(EXERCISE DESCRIPTION): Work out how many lines in the listing below include the word "this". Give nothing but the number.

(RECORDS TO USE):
※ ※ ※
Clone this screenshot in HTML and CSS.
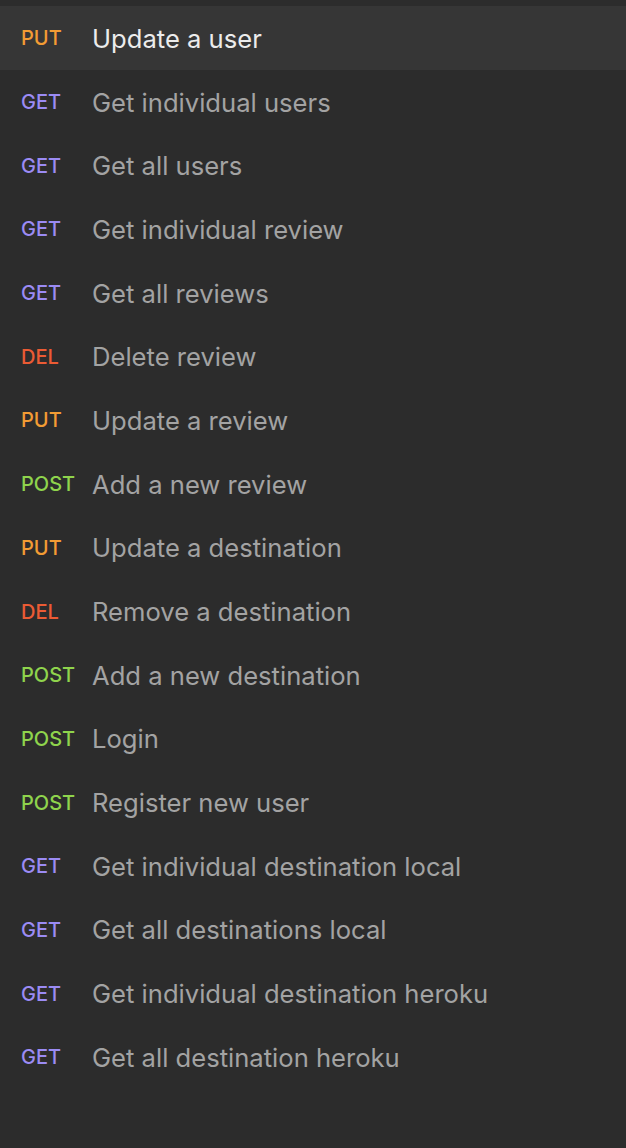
FILE: index.html
```html
<!DOCTYPE html>
<html>
<head>
<meta charset="utf-8">
<link rel="stylesheet" href="styles.css">
</head>
<body>
<div class="list">
  <div class="row active"><span class="method put">PUT</span><span class="name">Update a user</span></div>
  <div class="row"><span class="method get">GET</span><span class="name">Get individual users</span></div>
  <div class="row"><span class="method get">GET</span><span class="name">Get all users</span></div>
  <div class="row"><span class="method get">GET</span><span class="name">Get individual review</span></div>
  <div class="row"><span class="method get">GET</span><span class="name">Get all reviews</span></div>
  <div class="row"><span class="method del">DEL</span><span class="name">Delete review</span></div>
  <div class="row"><span class="method put">PUT</span><span class="name">Update a review</span></div>
  <div class="row"><span class="method post">POST</span><span class="name">Add a new review</span></div>
  <div class="row"><span class="method put">PUT</span><span class="name">Update a destination</span></div>
  <div class="row"><span class="method del">DEL</span><span class="name">Remove a destination</span></div>
  <div class="row"><span class="method post">POST</span><span class="name">Add a new destination</span></div>
  <div class="row"><span class="method post">POST</span><span class="name">Login</span></div>
  <div class="row"><span class="method post">POST</span><span class="name">Register new user</span></div>
  <div class="row"><span class="method get">GET</span><span class="name">Get individual destination local</span></div>
  <div class="row"><span class="method get">GET</span><span class="name">Get all destinations local</span></div>
  <div class="row"><span class="method get">GET</span><span class="name">Get individual destination heroku</span></div>
  <div class="row"><span class="method get">GET</span><span class="name">Get all destination heroku</span></div>
</div>
</body>
</html>
```
FILE: styles.css
```css
html, body {
  margin: 0;
  padding: 0;
  background: #2c2c2c;
}
body {
  font-family: Inter, "Noto Sans", sans-serif;
  height: 1148px;
  overflow: hidden;
}
.list {
  padding-top: 6px;
  display: flex;
  flex-direction: column;
}
.row {
  box-sizing: border-box;
  height: 63.7px;
  display: flex;
  align-items: center;
  padding-left: 21px;
  padding-top: 1px;
}
.row.active {
  background: #363636;
}
.method {
  width: 71px;
  flex: none;
  font-size: 20px;
  font-weight: 500;
}
.name {
  font-size: 25.6px;
  color: #a3a3a3;
}
.active .name {
  color: #ececec;
}
.put { color: #f39c34; }
.get { color: #9b8bf4; }
.del { color: #eb5b34; }
.post { color: #8fd44c; }
```
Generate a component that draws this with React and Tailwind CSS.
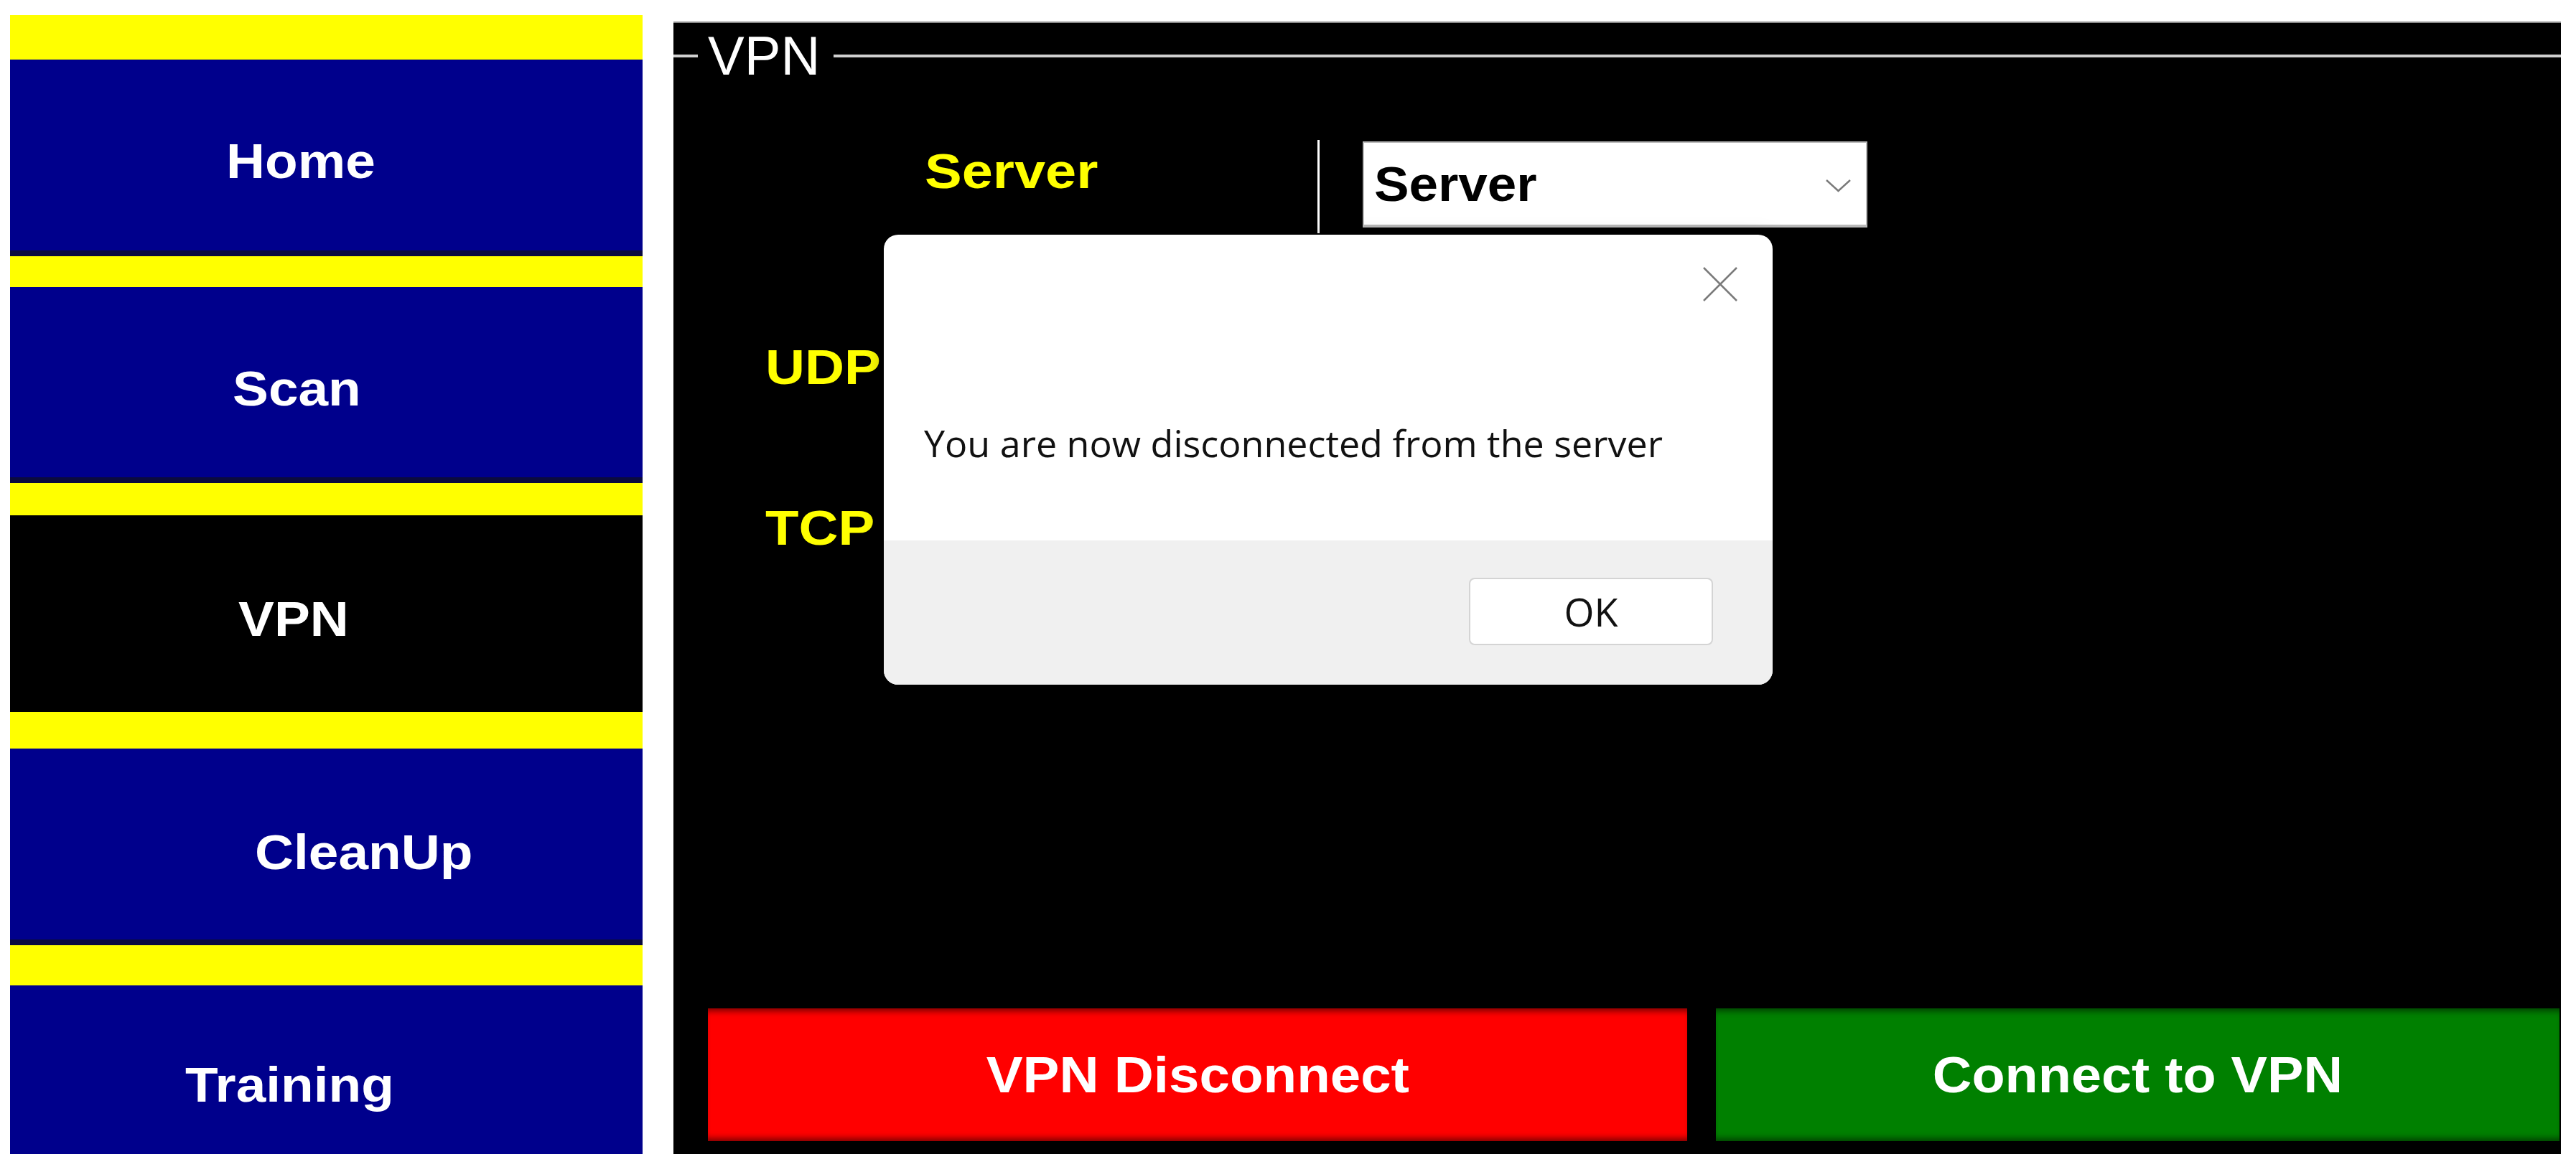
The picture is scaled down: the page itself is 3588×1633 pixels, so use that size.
import React from 'react';

const navItems = [
    { label: 'Home', box: 'h-[274px] bg-[#00008c] border-b-[8px] border-[#0b0b3e] pl-[301px] pt-[16px]' },
    { label: 'Scan', box: 'h-[273px] bg-[#00008c] border-b-[8px] border-[#0b0b3e] pl-[310px] pt-[17px]' },
    { label: 'VPN', box: 'h-[274px] bg-black pl-[318px] pt-[14px]' },
    { label: 'CleanUp', box: 'h-[274px] bg-[#00008c] border-b-[8px] border-[#0b0b3e] pl-[341px] pt-[22px]' },
    { label: 'Training', box: 'h-[235px] bg-[#00008c] pl-[244px] pt-[41px]' },
];

const separators = ['h-[62px]', 'h-[43px]', 'h-[45px]', 'h-[51px]', 'h-[56px]'];

function Sidebar() {
    return (
        <nav className="w-[881px] mt-[21px] ml-[14px] flex flex-col shrink-0">
            {navItems.map((item, i) => (
                <React.Fragment key={item.label}>
                    <div className={`${separators[i]} bg-[#ffff00]`} />
                    <button className={`${item.box} flex items-center text-left`}>
                        <span className="inline-block origin-left scale-x-[1.1] text-white font-bold text-[68px] leading-none font-['Liberation_Sans',Arial,sans-serif]">
                            {item.label}
                        </span>
                    </button>
                </React.Fragment>
            ))}
        </nav>
    );
}

function DisconnectDialog() {
    return (
        <div className="absolute left-[293px] top-[295px] w-[1238px] h-[627px] rounded-[20px] overflow-hidden bg-white shadow-[0_8px_30px_rgba(0,0,0,0.35)] flex flex-col font-['Open_Sans','Noto_Sans',sans-serif]">
            {/* Body */}
            <div className="h-[426px] flex flex-col">
                <div className="flex justify-end pt-[44px] pr-[46px]">
                    <svg width="54" height="50" viewBox="0 0 54 50" fill="none">
                        <line x1="4" y1="2" x2="50" y2="48" stroke="#7a7a7a" strokeWidth="2.5" />
                        <line x1="50" y1="2" x2="4" y2="48" stroke="#7a7a7a" strokeWidth="2.5" />
                    </svg>
                </div>
                <p className="mt-[170px] pl-[56px] text-[52px] leading-none text-[#111]">
                    You are now disconnected from the server
                </p>
            </div>

            {/* Footer */}
            <div className="flex-1 bg-[#f0f0f0] flex justify-end items-start pt-[52px] pr-[83px]">
                <button className="w-[340px] h-[94px] rounded-[8px] bg-white border-2 border-[#d4d4d4] text-[54px] leading-none text-[#111] flex items-center justify-center">
                    OK
                </button>
            </div>
        </div>
    );
}

function VpnPanel() {
    return (
        <section className="relative w-[2629px] h-[1578px] mt-[30px] ml-[43px] bg-black border-t-2 border-[#8a8a8a] flex flex-col font-['Liberation_Sans',Arial,sans-serif]">
            {/* Group box legend */}
            <div className="mt-[8px] h-[76px] flex items-center">
                <div className="w-[34px] h-[4px] bg-[#d0d0d0]" />
                <span className="pl-[14px] pr-[19px] text-white text-[76px] leading-none">VPN</span>
                <div className="flex-1 h-[4px] bg-[#d0d0d0]" />
            </div>

            {/* Server row */}
            <div className="mt-[79px] flex items-start">
                <div className="ml-[350px] mt-[9px] w-[547px]">
                    <span className="inline-block origin-left scale-x-[1.14] text-[#ffff00] font-bold text-[68px] leading-none">
                        Server
                    </span>
                </div>
                <div className="w-[3px] h-[130px] bg-white" />
                <div className="ml-[60px] mt-[2px] w-[703px] h-[120px] bg-white border-2 border-b-[4px] border-[#b8b8b8] flex items-center justify-between pl-[14px] pr-[20px]">
                    <span className="inline-block origin-left scale-x-[1.07] text-black font-bold text-[68px] leading-none">Server</span>
                    <svg width="37" height="20" viewBox="0 0 37 20" fill="none" className="mt-[6px]">
                        <polyline points="2,2 18.5,17 35,2" stroke="#7a7a7a" strokeWidth="2.5" />
                    </svg>
                </div>
            </div>

            {/* Port rows */}
            <div className="ml-[128px] mt-[152px]">
                <span className="inline-block origin-left scale-x-[1.12] text-[#ffff00] font-bold text-[68px] leading-none">UDP Port</span>
            </div>
            <div className="ml-[128px] mt-[156px]">
                <span className="inline-block origin-left scale-x-[1.12] text-[#ffff00] font-bold text-[68px] leading-none">TCP Port</span>
            </div>

            {/* Actions */}
            <div className="mt-auto mb-[18px] ml-[48px] mr-[2px] flex gap-[40px]">
                <button className="w-[1364px] h-[185px] bg-[#ff0000] shadow-[inset_0_10px_8px_-6px_rgba(90,0,0,0.8),inset_0_-10px_8px_-6px_rgba(90,0,0,0.8)] flex items-center justify-center">
                    <span className="inline-block scale-x-[1.09] text-white font-bold text-[70px] leading-none">VPN Disconnect</span>
                </button>
                <button className="flex-1 h-[185px] bg-[#008000] shadow-[inset_0_10px_8px_-6px_rgba(0,50,0,0.8),inset_0_-10px_8px_-6px_rgba(0,50,0,0.8)] flex items-center justify-center">
                    <span className="inline-block scale-x-[1.08] text-white font-bold text-[70px] leading-none">Connect to VPN</span>
                </button>
            </div>

            <DisconnectDialog />
        </section>
    );
}

export default function App() {
    return (
        <div className="w-full h-[1633px] bg-white flex overflow-hidden">
            <Sidebar />
            <VpnPanel />
        </div>
    );
}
※ ※ ※
(PROBLEM SOLUTION): 2